Friday, May 21, 2010

Cricket Comes to USA

Sri Lanka and New Zealand will stage the first cricket matches on US soil between two ICC full members, a move officials hope will launch a US boom for the sport.

Saturday and Sunday afternoon matches will be staged at Lauderhill's Central Broward Regional Park, the only ICC-approved venue in the United States.

But it’s often forgotten that the first recognized international match was actually played in Staten Island, N.Y., nearly 170 years ago.

The game returns to the U.S. this weekend, this time with colored clothing and a much shorter format, as New Zealand plays Sri Lanka in two international T20 games in Lauderhill, Fla.

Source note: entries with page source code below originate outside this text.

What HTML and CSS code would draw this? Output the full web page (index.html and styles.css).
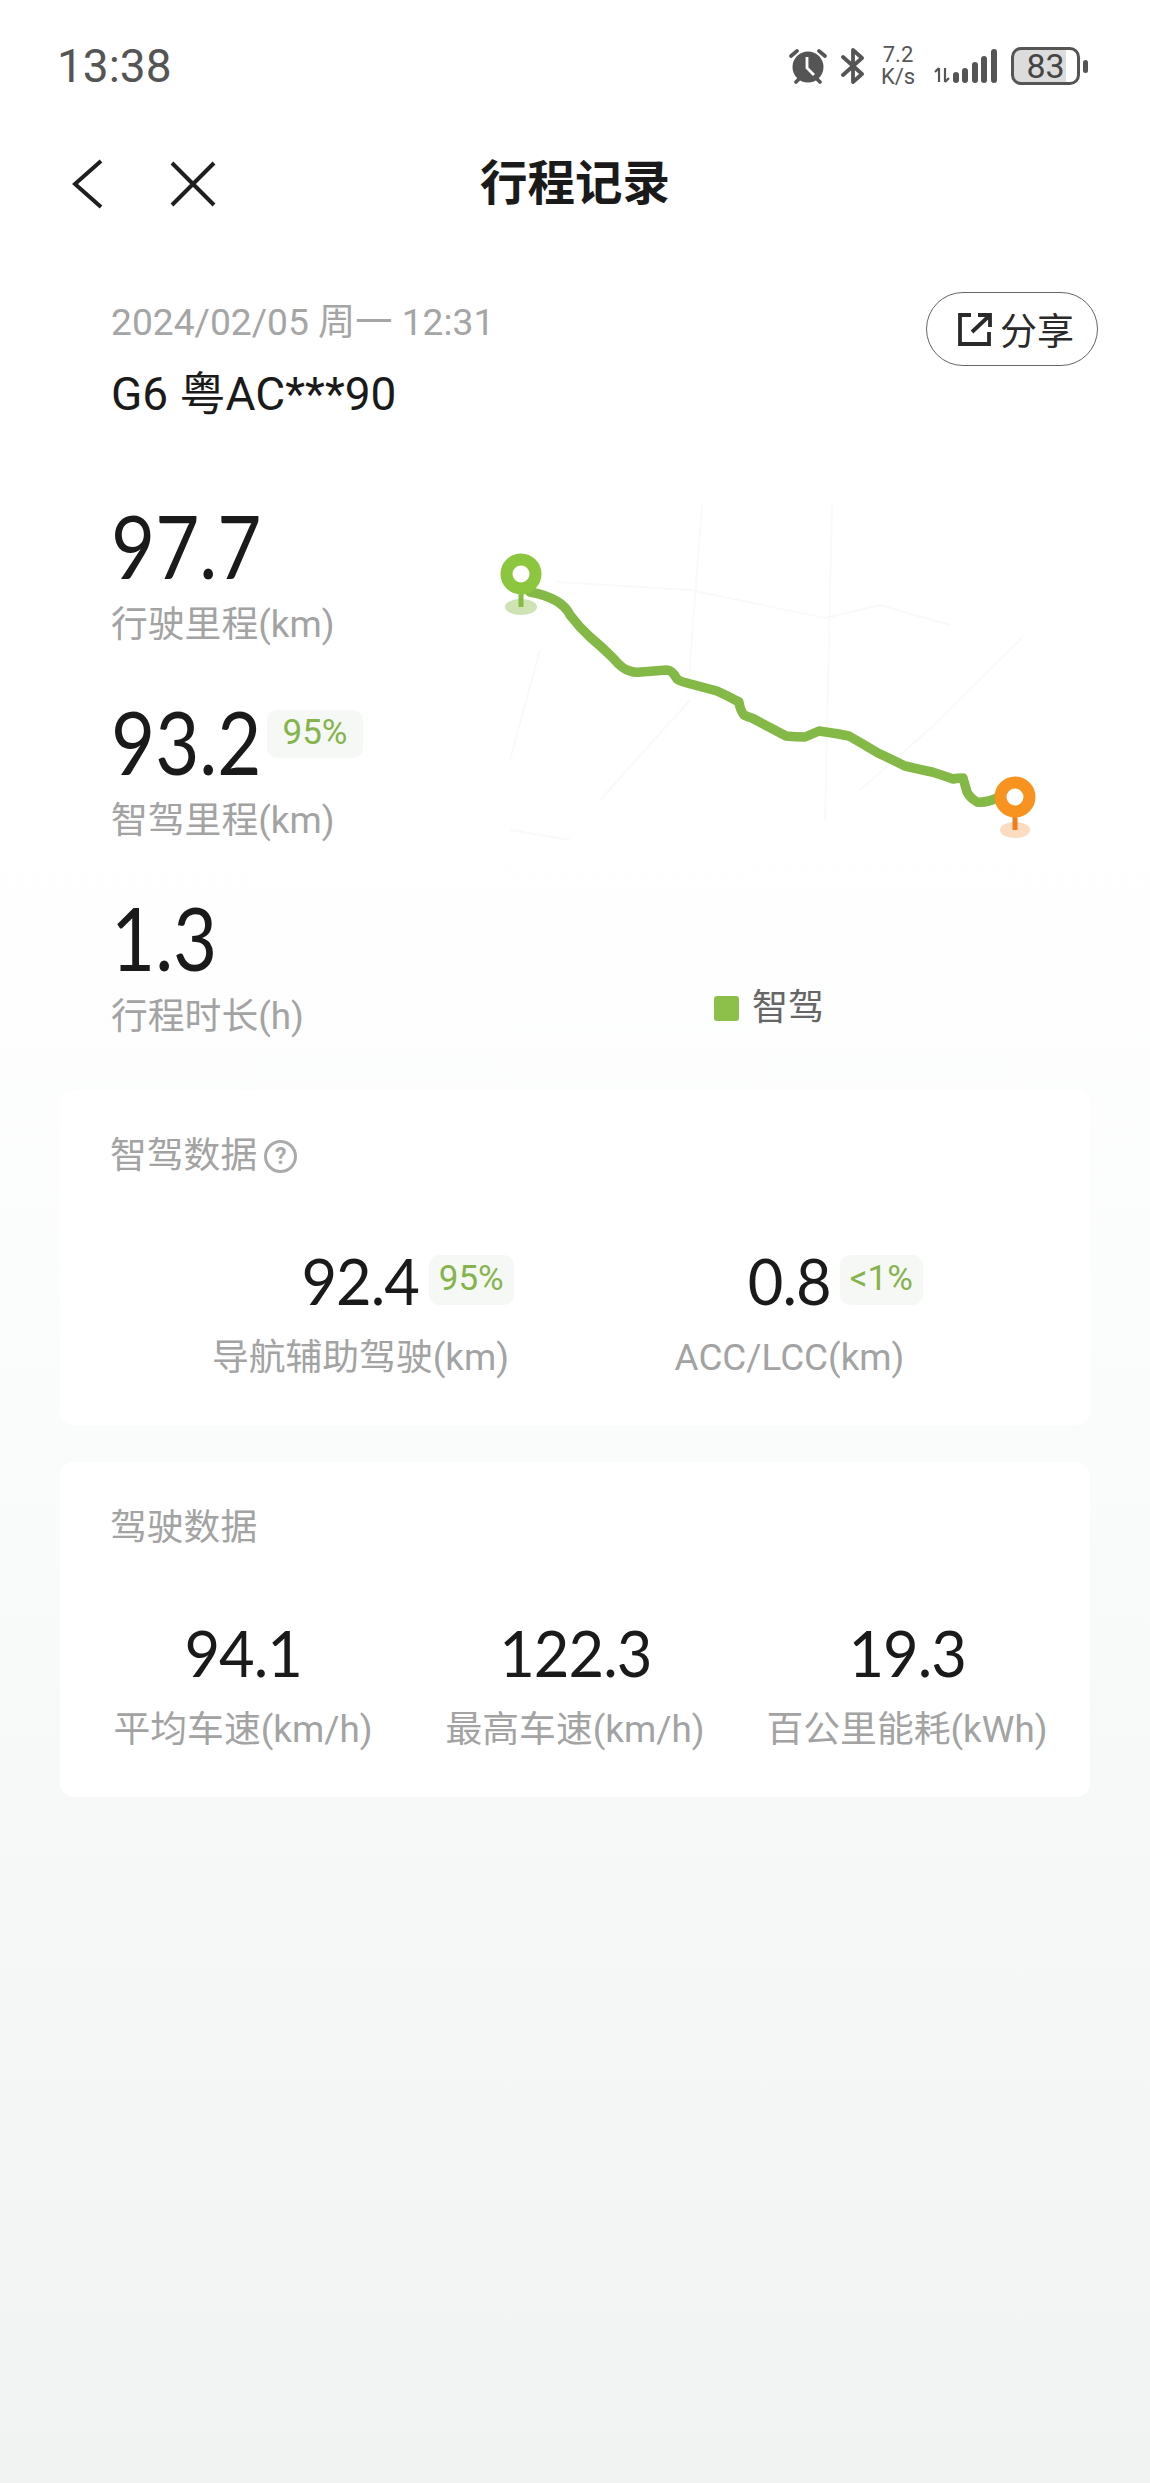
FILE: index.html
```html
<!DOCTYPE html>
<html lang="zh-CN">
<head>
  <meta charset="UTF-8">
  <meta name="viewport" content="width=device-width, initial-scale=1.0">
  <title>行程记录</title>
  <link rel="stylesheet" href="styles.css">
</head>
<body>
  <div class="statusbar">
    <span class="time">13:38</span>
    <div class="status-icons">
      <svg class="ic-alarm" width="38" height="36" viewBox="0 0 38 36">
        <circle cx="19" cy="19" r="15.5" fill="#555"/>
        <path d="M18 9v11l7 7" fill="none" stroke="#fff" stroke-width="2.8"/>
        <path d="M2 8l6-5M36 8l-6-5" fill="none" stroke="#555" stroke-width="3.6" stroke-linecap="round"/>
        <path d="M7 34l3-3M31 34l-3-3" fill="none" stroke="#555" stroke-width="3.6" stroke-linecap="round"/>
      </svg>
      <svg class="ic-bt" width="24" height="36" viewBox="0 0 24 36">
        <path d="M2 9l19 17-9 8V2l9 8L2 27" fill="none" stroke="#555" stroke-width="3.8" stroke-linejoin="round" stroke-linecap="round"/>
      </svg>
      <div class="speed"><span>7.2</span><span>K/s</span></div>
      <svg class="ic-signal" width="64" height="36" viewBox="0 0 64 36">
        <path d="M6 20v14M2 24l4-4M12 20v14M12 34l4-4" fill="none" stroke="#555" stroke-width="2.2"/>
        <g fill="#555">
          <rect x="20" y="24" width="6" height="11" rx="3"/>
          <rect x="29" y="20" width="6" height="15" rx="3"/>
          <rect x="39" y="14" width="6" height="21" rx="3"/>
          <rect x="48" y="8" width="6" height="27" rx="3"/>
          <rect x="58" y="1" width="6" height="34" rx="3"/>
        </g>
      </svg>
      <div class="battery"><div class="battery-body">83</div><div class="battery-nub"></div></div>
    </div>
  </div>

  <div class="nav">
    <div class="nav-left">
      <svg width="32" height="50" viewBox="0 0 32 50">
        <path d="M29 2L3 25l26 23" fill="none" stroke="#1f1f1f" stroke-width="4"/>
      </svg>
      <svg width="46" height="46" viewBox="0 0 46 46">
        <path d="M2 2l42 42M44 2L2 44" fill="none" stroke="#1f1f1f" stroke-width="4"/>
      </svg>
    </div>
    <h1 class="title">行程记录</h1>
  </div>

  <div class="trip-head">
    <div>
      <div class="trip-date">2024/02/05 周一 12:31</div>
      <div class="trip-plate">G6 粤AC***90</div>
    </div>
    <button class="share">
      <svg width="34" height="34" viewBox="0 0 34 34">
        <path d="M13 3H2v29h29V20" fill="none" stroke="#2a2a2a" stroke-width="3.8"/>
        <path d="M14 20L31 4M20 3h12v12" fill="none" stroke="#2a2a2a" stroke-width="3.8"/>
      </svg>
      <span>分享</span>
    </button>
  </div>

  <div class="overview">
    <div class="stats">
      <div class="stat">
        <div class="big-num">97.7</div>
        <div class="label">行驶里程(km)</div>
      </div>
      <div class="stat">
        <div class="big-row">
          <div class="big-num">93.2</div>
          <span class="pct pct-big">95%</span>
        </div>
        <div class="label">智驾里程(km)</div>
      </div>
      <div class="stat">
        <div class="big-num">1.3</div>
        <div class="label">行程时长(h)</div>
      </div>
    </div>
    <div class="map">
      <svg width="600" height="470" viewBox="0 -15 600 470">
        <g fill="none" stroke="#f8faf9" stroke-width="2">
          <path d="M222 -15L208 170M352 -15L345 300M77 62L210 70L345 98L400 85L470 105"/>
          <path d="M210 180L120 280M60 130L30 240M543 117L452 207L380 270M30 310L90 320"/>
        </g>
        <path class="route" d="M50 72Q82 78 90 95Q99 107 110 117Q122 127 133 138Q143 150 150 151Q155 153 161 152L187 150Q192 150 197 159Q199 161 207 163Q222 167 237 171Q248 176 259 182Q260 190 264 195Q268 197 272 198Q289 207 306 216Q315 217 325 217Q332 214 339 211Q354 213 369 216Q383 224 398 233Q411 239 425 246Q438 249 452 252Q462 255 473 259Q478 258 483 258Q485 265 487 272Q490 278 497 282Q507 283 517 278"/>
        <ellipse cx="41" cy="87" rx="16" ry="8" fill="#cfe3b5"/>
        <path d="M41 70v17" stroke="#86bd3f" stroke-width="5"/>
        <circle cx="41" cy="54" r="14.5" fill="#fff" stroke="#8cc63f" stroke-width="12"/>
        <ellipse cx="535" cy="310" rx="15" ry="8" fill="#fbdcc0"/>
        <path d="M535 294v16" stroke="#ee7d1a" stroke-width="5"/>
        <circle cx="535" cy="277" r="14.5" fill="#fff" stroke="#f7931e" stroke-width="12"/>
      </svg>
      <div class="legend"><i class="legend-dot"></i><span>智驾</span></div>
    </div>
  </div>

  <section class="card">
    <div class="card-title">智驾数据<span class="help">?</span></div>
    <div class="cols cols-2">
      <div class="col">
        <div class="num-wrap">
          <span class="num">92.4</span>
          <span class="pct">95%</span>
        </div>
        <div class="label">导航辅助驾驶(km)</div>
      </div>
      <div class="col">
        <div class="num-wrap">
          <span class="num">0.8</span>
          <span class="pct">&lt;1%</span>
        </div>
        <div class="label">ACC/LCC(km)</div>
      </div>
    </div>
  </section>

  <section class="card">
    <div class="card-title">驾驶数据</div>
    <div class="cols cols-3">
      <div class="col">
        <div class="num-wrap"><span class="num">94.1</span></div>
        <div class="label">平均车速(km/h)</div>
      </div>
      <div class="col">
        <div class="num-wrap"><span class="num">122.3</span></div>
        <div class="label">最高车速(km/h)</div>
      </div>
      <div class="col">
        <div class="num-wrap"><span class="num">19.3</span></div>
        <div class="label">百公里能耗(kWh)</div>
      </div>
    </div>
  </section>
</body>
</html>
```

FILE: styles.css
```css
html, body {
  margin: 0;
  padding: 0;
}

body {
  width: 1150px;
  height: 2483px;
  overflow: hidden;
  font-family: Roboto, "Noto Sans CJK SC", sans-serif;
  background: linear-gradient(#fff 0, #fff 32%, #fafbfb 58%, #f1f3f3 100%);
  color: #1a1a1a;
}

/* status bar */
.statusbar {
  height: 132px;
  display: flex;
  align-items: center;
  justify-content: space-between;
  padding: 0 62px 0 57px;
}

.time {
  font-size: 46px;
  color: #555;
}

.status-icons {
  display: flex;
  align-items: center;
}

.ic-bt {
  margin-left: 14px;
}

.speed {
  display: flex;
  flex-direction: column;
  margin-left: 15px;
  width: 36px;
  align-items: center;
  font-size: 22px;
  line-height: 22px;
  color: #555;
}

.ic-signal {
  margin-left: 17px;
}

.battery {
  display: flex;
  align-items: center;
  margin-left: 14px;
}

.battery-body {
  width: 63px;
  height: 32px;
  border: 3px solid #555;
  border-radius: 10px;
  background: linear-gradient(90deg, #dcdcdc 83%, #fff 83%);
  font-size: 34px;
  line-height: 32px;
  text-align: center;
  color: #444;
}

.battery-nub {
  width: 5px;
  height: 13px;
  margin-left: 3px;
  border-radius: 3px;
  background: #555;
}

/* nav */
.nav {
  position: relative;
  height: 100px;
  display: flex;
  align-items: center;
  justify-content: center;
}

.nav-left {
  position: absolute;
  left: 72px;
  top: 27px;
  display: flex;
  align-items: center;
  gap: 66px;
}

.title {
  margin: -6px 0 0;
  font-size: 47.5px;
  font-weight: 700;
  color: #1a1a1a;
}

/* trip */
.trip-head {
  display: flex;
  justify-content: space-between;
  align-items: flex-start;
  padding: 60px 52px 0 111px;
}

.trip-date {
  margin-top: 5px;
  font-size: 37.2px;
  line-height: 50px;
  color: #a5a5a5;
}

.trip-plate {
  margin-top: 22px;
  font-size: 46px;
  line-height: 50px;
}

.share {
  width: 172px;
  height: 74px;
  display: flex;
  align-items: center;
  justify-content: center;
  gap: 8px;
  padding: 0 0 0 8px;
  background: #fff;
  border: 1.5px solid #666;
  border-radius: 37px;
  font-family: inherit;
  font-size: 37px;
  color: #2a2a2a;
}

.overview {
  display: flex;
  margin-top: 86px;
  padding-left: 111px;
}

.stats {
  width: 369px;
  display: flex;
  flex-direction: column;
  gap: 54px;
}

.big-row {
  display: flex;
  align-items: flex-start;
}

.big-num {
  width: 150px;
  font-family: Lato, Roboto, sans-serif;
  font-size: 88px;
  line-height: 80px;
  color: #1a1a1a;
  transform: scaleX(0.865);
  transform-origin: left center;
}

.label {
  margin-top: 18px;
  font-size: 36.8px;
  line-height: 44px;
  color: #a3a3a3;
  white-space: nowrap;
}

.pct {
  position: absolute;
  left: 100%;
  top: 14px;
  margin-left: 7px;
  padding: 0 10px;
  height: 50px;
  font-family: Roboto, sans-serif;
  font-size: 35px;
  line-height: 48px;
  color: #85b44d;
  background: #f6f8f6;
  border-radius: 10px;
}

.pct-big {
  position: static;
  margin: 9px 0 0 6px;
  width: 96px;
  height: 48px;
  padding: 0;
  line-height: 46px;
  text-align: center;
}

.map {
  width: 600px;
}

.map svg {
  display: block;
}

.route {
  fill: none;
  stroke: #84b847;
  stroke-width: 9.5;
  stroke-linecap: round;
  stroke-linejoin: round;
}

.legend {
  display: flex;
  align-items: center;
  gap: 13px;
  margin: 11px 0 0 234px;
  font-size: 36px;
  line-height: 44px;
  color: #666;
}

.legend-dot {
  width: 25px;
  height: 25px;
  border-radius: 3px;
  background: #8cc04a;
}

/* data cards */
.card {
  width: 1030px;
  margin: 37px 0 0 60px;
  padding: 41px 0 45px;
  background: #fff;
  border-radius: 14px;
}

.overview + .card {
  margin-top: 51px;
}

.card-title {
  display: flex;
  align-items: center;
  gap: 7px;
  padding-left: 50px;
  font-size: 36.8px;
  line-height: 50px;
  color: #a3a3a3;
}

.help {
  width: 27px;
  height: 27px;
  border: 3px solid #aaa;
  border-radius: 50%;
  font-size: 23px;
  font-weight: 700;
  line-height: 27px;
  text-align: center;
  color: #aaa;
}

.cols {
  display: grid;
  margin-top: 60px;
}

.cols-2 {
  grid-template-columns: 429px 429px;
  padding-left: 86px;
}

.cols-3 {
  grid-template-columns: repeat(3, 332px);
  padding-left: 17px;
}

.col {
  text-align: center;
}

.num-wrap {
  position: relative;
  display: inline-block;
}

.num {
  display: block;
  font-family: Lato, Roboto, sans-serif;
  font-size: 64px;
  line-height: 80px;
  letter-spacing: -1px;
  color: #1a1a1a;
  transform: scaleX(0.96);
}

.col .label {
  margin-top: 15px;
}
```
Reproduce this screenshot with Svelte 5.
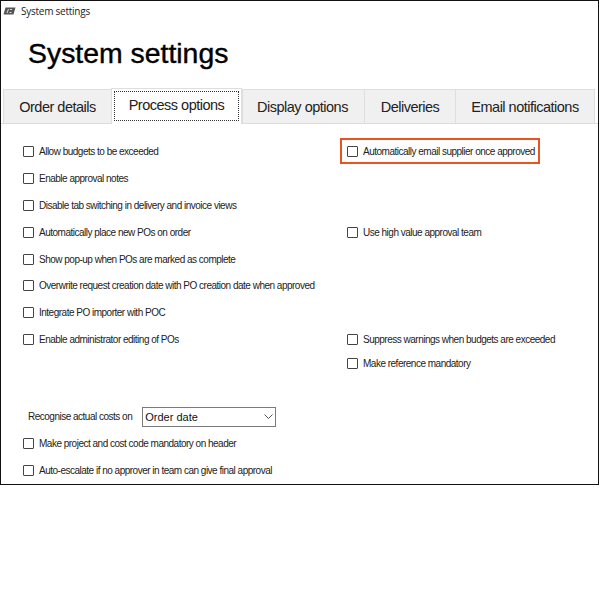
<script lang="ts">
  const tabs = ['Order details', 'Process options', 'Display options', 'Deliveries', 'Email notifications'];
  const activeTab = 'Process options';

  const options = [
    { label: 'Allow budgets to be exceeded', row: 1, col: 1 },
    { label: 'Automatically email supplier once approved', row: 1, col: 2, highlight: true },
    { label: 'Enable approval notes', row: 2, col: 1 },
    { label: 'Disable tab switching in delivery and invoice views', row: 3, col: 1 },
    { label: 'Automatically place new POs on order', row: 4, col: 1 },
    { label: 'Use high value approval team', row: 4, col: 2 },
    { label: 'Show pop-up when POs are marked as complete', row: 5, col: 1 },
    { label: 'Overwrite request creation date with PO creation date when approved', row: 6, col: 1 },
    { label: 'Integrate PO importer with POC', row: 7, col: 1 },
    { label: 'Enable administrator editing of POs', row: 8, col: 1 },
    { label: 'Suppress warnings when budgets are exceeded', row: 8, col: 2 },
    { label: 'Make reference mandatory', row: 9, col: 2 }
  ];
</script>

<div class="window">
  <div class="titlebar">
    <svg class="app-icon" width="13" height="8" viewBox="0 0 13 8">
      <path d="M2.5 0.5H12.5L10.5 7.5H0.5Z" fill="#555" />
      <path d="M4 6L5.5 2M7 2.5H9M6.5 5.5H8.5" stroke="#ddd" stroke-width="1" fill="none" />
    </svg>
    <span>System settings</span>
  </div>

  <h1>System settings</h1>

  <div class="tabs">
    {#each tabs as tab}
      <div class="tab" class:active={tab === activeTab}>
        <span class="tab-label">{tab}</span>
      </div>
    {/each}
  </div>

  <div class="panel">
    <div class="options">
      {#each options as opt}
        <label class="check" class:highlight={opt.highlight} style="grid-row: {opt.row}; grid-column: {opt.col}">
          <span class="box"></span>
          <span>{opt.label}</span>
        </label>
      {/each}
    </div>

    <div class="costs">
      <span>Recognise actual costs on</span>
      <div class="select">
        <span>Order date</span>
        <svg width="9" height="5" viewBox="0 0 9 5"><path d="M0.5 0.5L4.5 4.5L8.5 0.5" stroke="#555" fill="none" /></svg>
      </div>
    </div>

    <div class="bottom">
      <label class="check"><span class="box"></span><span>Make project and cost code mandatory on header</span></label>
      <label class="check"><span class="box"></span><span>Auto-escalate if no approver in team can give final approval</span></label>
    </div>
  </div>
</div>

<style>
  :global(body) {
    background: #fff;
  }

  .window {
    width: 599px;
    height: 485px;
    box-sizing: border-box;
    border: 1px solid #111;
    background: #fff;
    font-family: "Liberation Sans", Arial, sans-serif;
    color: #222;
    overflow: hidden;
  }

  .titlebar {
    height: 20px;
    display: flex;
    align-items: center;
    gap: 5px;
    padding-left: 2px;
    font-size: 10px;
    letter-spacing: -0.25px;
    font-family: "Open Sans", "Liberation Sans", sans-serif;
  }

  h1 {
    margin: 16px 0 0 27px;
    height: 52px;
    font-size: 28.4px;
    line-height: 32px;
    font-weight: 400;
    color: #000;
    -webkit-text-stroke: 0.4px #000;
  }

  .tabs {
    display: flex;
    height: 35px;
    padding-left: 2px;
    border-bottom: 1px solid #dcdcdc;
    box-sizing: border-box;
  }

  .tab {
    height: 34px;
    box-sizing: border-box;
    border: 1px solid #dedede;
    border-bottom: none;
    margin-right: -1px;
    background: #f0f0f0;
    display: flex;
    align-items: center;
    justify-content: center;
    font-size: 14.5px;
    letter-spacing: -0.5px;
    color: #222;
  }

  .tab:nth-child(1) { width: 109px; }
  .tab:nth-child(3) { width: 123px; margin-left: 1px; padding-right: 2px; }
  .tab:nth-child(4) { width: 92px; }
  .tab:nth-child(5) { width: 140px; }

  .tab.active {
    width: 131px;
    height: 36px;
    margin-top: -1px;
    background: #fff;
    position: relative;
    padding: 2px;
  }

  .tab.active .tab-label {
    flex: 1;
    align-self: stretch;
    display: flex;
    align-items: center;
    justify-content: center;
    border: 1px dotted #333;
    padding-bottom: 2px;
    margin-bottom: 1px;
  }

  .panel {
    padding: 14px 0 0 22px;
    font-size: 10px;
    letter-spacing: -0.5px;
  }

  .options {
    display: grid;
    grid-template-columns: 324px 1fr;
    grid-template-rows: 27px 27px 27px 27px 26px 27px 27px 24px 20px;
    height: 236px;
  }

  .check {
    display: flex;
    align-items: center;
    align-self: start;
    gap: 5px;
    height: 26px;
    white-space: nowrap;
  }

  .check.highlight {
    justify-self: start;
    margin-left: -7px;
    padding: 0 3px 0 5px;
    border: 2px solid #e8541e;
    box-sizing: border-box;
  }

  .box {
    width: 9px;
    height: 9px;
    border: 1px solid #444;
    border-radius: 1px;
    background: #fff;
    flex: none;
  }

  .costs {
    display: flex;
    align-items: center;
    gap: 10px;
    margin: 32px 0 0 5px;
    height: 21px;
  }

  .select {
    width: 134px;
    height: 20px;
    box-sizing: border-box;
    border: 1px solid #7a7a7a;
    display: flex;
    align-items: center;
    justify-content: space-between;
    padding: 0 2px;
    font-size: 11px;
    letter-spacing: 0;
    color: #111;
  }

  .bottom {
    display: flex;
    flex-direction: column;
    gap: 1px;
    margin-top: 3px;
  }
</style>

The 20,000-capacity facility, which must still upgrade lighting to ICC standards in order to host night events, tried in vain to land a match ahead of the 2007 West Indies Cricket World Cup.

But with an India property developer sponsoring the Pearls Cup T20 matches and Indian Premier League officials talking about staging US events as early as 2011, the US breakthrough could be only a hint of greater things to come.

A 2009 study conducted by Columbia University estimated there were 15 million cricket fans in the U.S. and 200,000 who play recreationally, according to Don Lockerbie, chief executive of the USA Cricket Association. Cricket in the U.S. was also the subject of a critically acclaimed recent novel, “Netherland,” by Joseph O’Neill.

But only a small fraction of cricket fans in the U.S. actually follow cricket that’s played in their homeland. An overwhelming majority are expatriates eagerly tracking the performance of their mother country.

Cricket’s experiments with globalization aren’t new. India and Pakistan played an annual series in Toronto for three years in the mid-’90s and there have been games in Morocco, Singapore, Netherlands and other nontraditional venues.

The most famous neutral venue is the United Arab Emirates — so popular that a stadium there has staged more one-day international games than any other.
It is hoped that the T20 format heralds a change. Over the last few years, the three-hour spectacle has gripped cricket’s main centers — India usually comes to a standstill during the Indian Premier League season — but T20’s most important contribution may lie in extending cricket’s boundaries and drawing outsiders in.